Bryan E. Dowd
I attended the Georgia Institute of Technology (Bachelor of Architecture, 1972), Georgia State University (M.S. in Urban Administration, 1976) and the University of Pennsylvania (Ph.D. in Public Policy Analysis, 1982).
I am a professor in the Division of Health Services Research and Policy at the University of Minnesota. My research focuses on health economics and health policy.
I was married to Susan Dowd in 1973 and we have a married daughter Emily who is married and lives in Chicago. I attend St. Stephen’s Church in Edina, Minnesota where I play the organ for the 8 AM service each Sunday.
My Personal Story
The apostle Peter tells Christians to “always be prepared to give an answer to everyone who asks you to give the reason for the hope that you have” (1 Peter 3:15). What I would like to do in a few paragraphs is to tell you a little bit about my background, and the development of my life with Christ.
I grew up on a farm outside Rome, Georgia, a small town in the northwestern part of the state. My early world consisted of my siblings, parents, grandparents, the other families who lived on the farm, and a few close friends of our family. It was a world in which children didn’t know many people, but they got to know them pretty well. I saw adults from a variety of races and creeds spending long hours together in hard, productive work, and experiencing all the sorrows and joys, failures and successes, of the human condition.

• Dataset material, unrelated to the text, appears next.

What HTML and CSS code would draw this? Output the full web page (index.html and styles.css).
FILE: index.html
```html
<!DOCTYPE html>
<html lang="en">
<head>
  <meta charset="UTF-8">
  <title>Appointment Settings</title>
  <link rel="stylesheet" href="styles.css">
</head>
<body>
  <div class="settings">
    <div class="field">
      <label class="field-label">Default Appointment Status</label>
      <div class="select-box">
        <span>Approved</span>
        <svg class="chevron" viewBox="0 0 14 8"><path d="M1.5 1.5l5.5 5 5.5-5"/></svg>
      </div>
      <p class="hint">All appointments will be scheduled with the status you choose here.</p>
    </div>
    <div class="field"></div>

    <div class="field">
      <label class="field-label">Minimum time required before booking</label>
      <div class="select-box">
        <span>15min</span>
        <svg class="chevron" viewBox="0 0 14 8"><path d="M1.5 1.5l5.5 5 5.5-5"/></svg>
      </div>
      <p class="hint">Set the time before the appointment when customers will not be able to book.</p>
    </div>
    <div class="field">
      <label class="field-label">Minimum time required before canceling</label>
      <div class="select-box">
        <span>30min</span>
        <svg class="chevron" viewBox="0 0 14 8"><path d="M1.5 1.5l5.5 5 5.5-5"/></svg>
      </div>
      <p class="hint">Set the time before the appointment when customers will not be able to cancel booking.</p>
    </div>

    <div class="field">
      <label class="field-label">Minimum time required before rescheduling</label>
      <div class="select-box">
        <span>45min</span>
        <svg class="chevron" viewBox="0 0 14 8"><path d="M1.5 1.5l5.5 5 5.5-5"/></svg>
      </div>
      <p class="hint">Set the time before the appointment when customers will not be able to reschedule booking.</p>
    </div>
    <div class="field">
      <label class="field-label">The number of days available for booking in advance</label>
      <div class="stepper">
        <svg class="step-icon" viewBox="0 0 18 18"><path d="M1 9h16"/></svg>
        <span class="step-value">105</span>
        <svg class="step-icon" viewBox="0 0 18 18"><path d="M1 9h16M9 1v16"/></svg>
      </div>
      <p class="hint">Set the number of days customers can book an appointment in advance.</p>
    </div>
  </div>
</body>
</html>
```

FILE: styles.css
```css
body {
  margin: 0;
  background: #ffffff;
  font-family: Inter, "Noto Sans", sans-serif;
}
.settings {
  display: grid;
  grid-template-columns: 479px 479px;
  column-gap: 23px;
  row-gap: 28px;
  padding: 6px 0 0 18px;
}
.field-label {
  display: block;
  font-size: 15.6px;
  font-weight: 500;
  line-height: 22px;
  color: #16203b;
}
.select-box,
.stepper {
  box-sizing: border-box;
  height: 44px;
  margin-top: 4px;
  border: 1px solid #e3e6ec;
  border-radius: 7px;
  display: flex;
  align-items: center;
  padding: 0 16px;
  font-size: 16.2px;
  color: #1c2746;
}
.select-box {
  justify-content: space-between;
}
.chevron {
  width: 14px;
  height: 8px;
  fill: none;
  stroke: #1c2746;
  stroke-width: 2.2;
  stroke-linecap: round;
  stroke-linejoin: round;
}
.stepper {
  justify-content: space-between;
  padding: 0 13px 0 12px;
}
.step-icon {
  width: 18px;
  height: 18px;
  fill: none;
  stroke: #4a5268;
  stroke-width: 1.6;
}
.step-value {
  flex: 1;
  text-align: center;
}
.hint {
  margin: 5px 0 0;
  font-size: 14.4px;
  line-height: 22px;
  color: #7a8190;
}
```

The Loveliest Person I’ve Ever Met
I attended Georgia Tech (Bachelor of Architecture), Georgia State University (M.S. in Urban Administration) and the University of Pennsylvania (Ph.D. in Public Policy Analysis). In 1973, I married the loveliest person I’ve ever met, and Susan and I had a daughter, Emily, in 1984. Emily was married in 2008 and now lives in Chicago with her husband. I am a professor in the Division of Health Services Research and Policy in the School of Public Health at the University of Minnesota where my research focuses on health economics and health policy.

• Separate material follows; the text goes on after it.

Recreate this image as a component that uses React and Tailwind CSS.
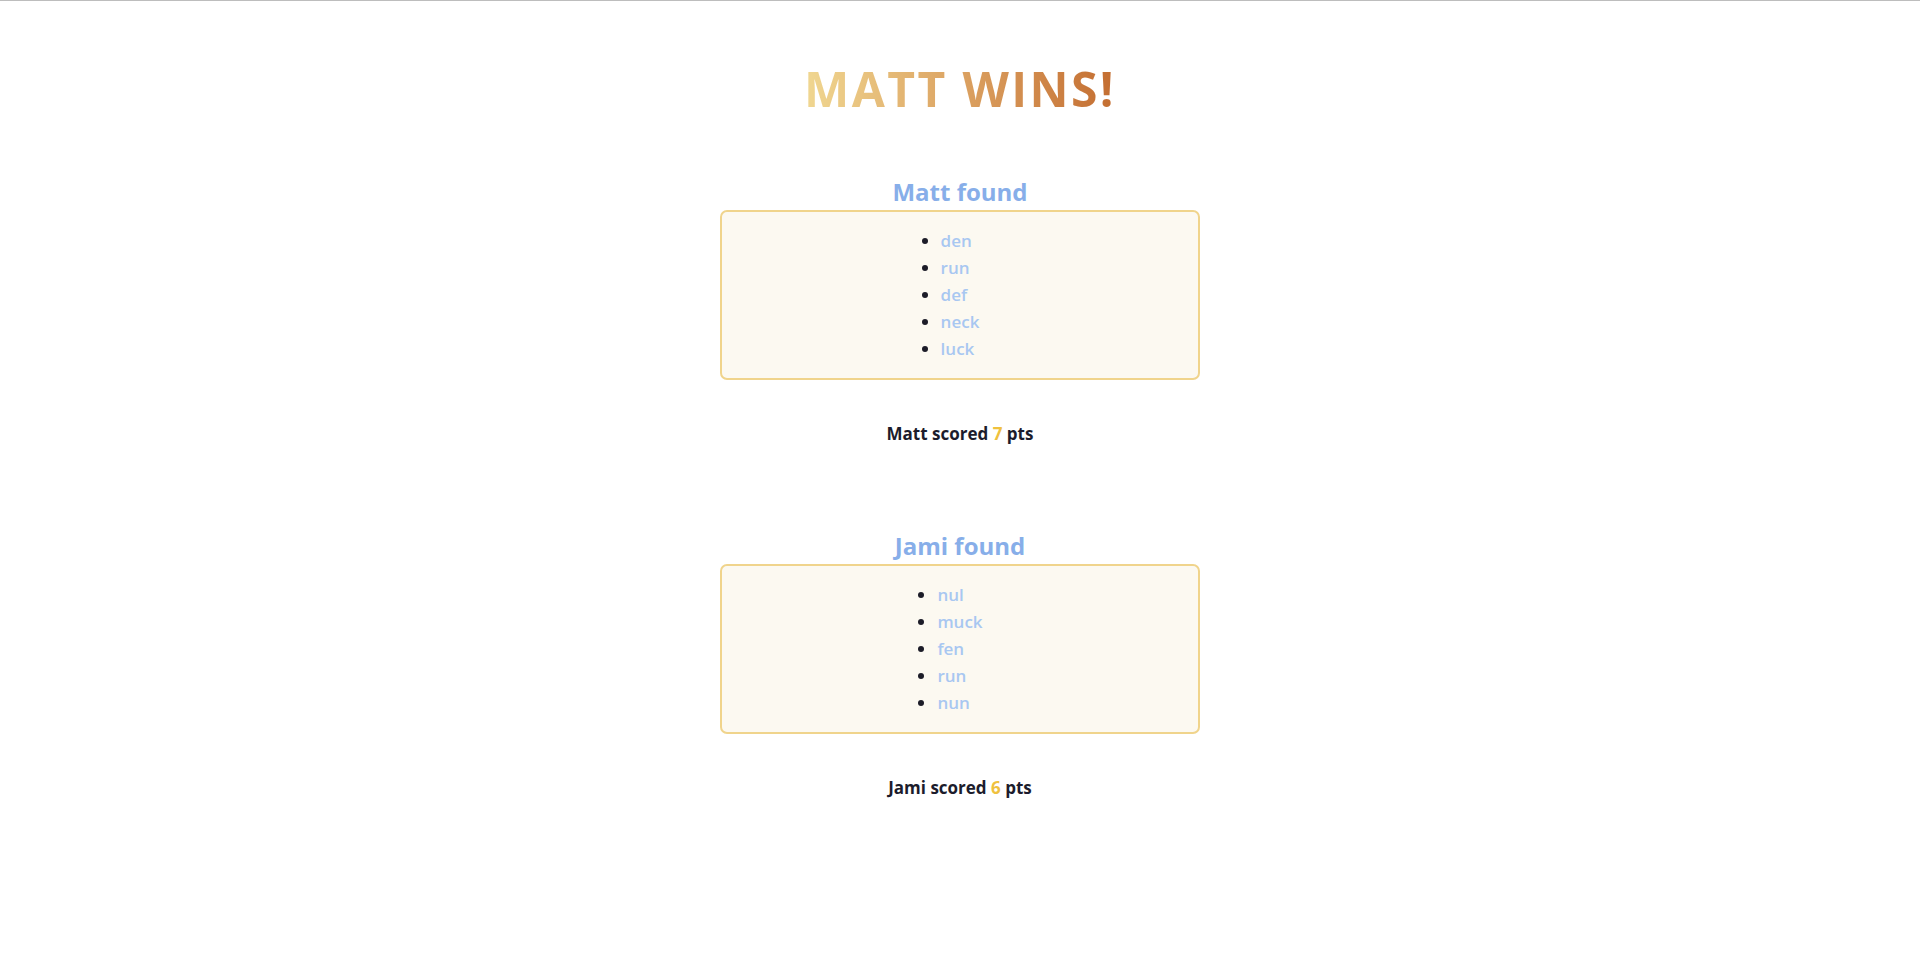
import React from 'react';

const results = [
  { name: 'Matt', words: ['den', 'run', 'def', 'neck', 'luck'], score: 7 },
  { name: 'Jami', words: ['nul', 'muck', 'fen', 'run', 'nun'], score: 6 },
];

const PlayerResult = ({ name, words, score }) => {
  return (
    <div className="flex flex-col items-center">
      <h2 className="text-[24px] leading-[32px] font-bold text-[#87aee9] mb-[2px]">{name} found</h2>
      <div className="w-[480px] bg-[#fcf9f1] border-2 border-[#f0d48c] rounded-[7px] pt-[15px] pb-[16px]">
        <ul className="list-disc w-fit mx-auto text-left">
          {words.map((word, i) => (
            <li key={i} className="text-[17px] leading-[27px] font-semibold text-[#a8c7f1] marker:text-[#1c1c28]">
              {word}
            </li>
          ))}
        </ul>
      </div>
      <p className="mt-[42px] text-[17px] leading-[24px] font-bold text-[#1c1c2c]">
        {name} scored <span className="text-[#efc13e]">{score}</span> pts
      </p>
    </div>
  );
};

export default function App() {
  return (
    <div className="min-h-screen bg-white border-t border-[#bdbdbd] font-['Open_Sans',sans-serif] text-center">
      <h1 className="mt-[64px] w-fit mx-auto text-[48px] leading-[48px] font-bold tracking-[2.4px] bg-gradient-to-r from-[#f0d791] to-[#c36d30] bg-clip-text text-transparent">
        MATT WINS!
      </h1>
      <div className="mt-[63px] flex flex-col gap-[84px]">
        {results.map((r) => (
          <PlayerResult key={r.name} {...r} />
        ))}
      </div>
    </div>
  );
}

Thanks to the strong faith of my parents and grandparents, I was immersed in the Christian faith since the day I was born. Contrary to the assertion of many atheists, however, that was not enough to guarantee my ultimate acceptance of the Christian faith. I joined our church at age nine. In my denomination, that meant making a public profession of my faith in Jesus Christ and being baptized. Despite my young age, I still remember quite vividly the immediate effect that my baptism had on my view of the world and my place in it.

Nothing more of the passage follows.